I first read Dmitry Orlov a few years back, back in the days when I was still staggering under the weight of The Truth. I had not yet learned to carry the grim future on my shoulders. During the intervening years I have learned to balance the heavy burden with hope, so that now the yoke across my back weighs a great deal, but I can carry it because it’s balanced. And so I plod on. This requires a daily, perhaps obsessive need to follow current events, because at any given moment the situation can spiral out of control and the burden of the grim future can become unbearably heavy such that I can no longer balance it. By keeping my fingers on the pulse of our world, I tell myself that I can adjust my counterweight, hope, accordingly and constantly, and thereby continue to balance the powerfully burdensome weight of the world on my shoulders. I treasure those who labor under the yoke with me. I pray for those whose weight we drag behind us, that they may come to their senses, step forward and help us before it’s too late. I understand the phrase “carrying the weight of the world on one’s shoulders” in a way that I never did before our communal life began to unravel. Now it’s clear to me that the only way to carry the reality of our world is with humility, hope and constant vigilance. Whether we accept this yoke and embrace it willingly, or whether circumstances force it upon us, that is the question.

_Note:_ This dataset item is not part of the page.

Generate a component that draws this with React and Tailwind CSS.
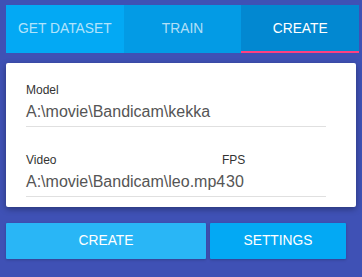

Dmitry Orlov has outlined a wise counsel here about what the future holds. Please read the whole thing. We who spend a lot of time with alternative news can get sidetracked into dark alleys devoid of all hope and light. But we have to keep carrying hope, and not just a little, but a LOT. I’m talking about buckets full. It’s the only way to counterbalance the darkness. Without hope, we will fall swiftly to the bottom, living like animals but without their nobility.
If you can’t have hope in God, have hope in your fellow human beings. Some of us will not disappoint you. Be one of those people with us by carrying a little hope. Not the dementia of denial, but true hope that we can still pull it together as a people, as Americans, when life as we know it collapses.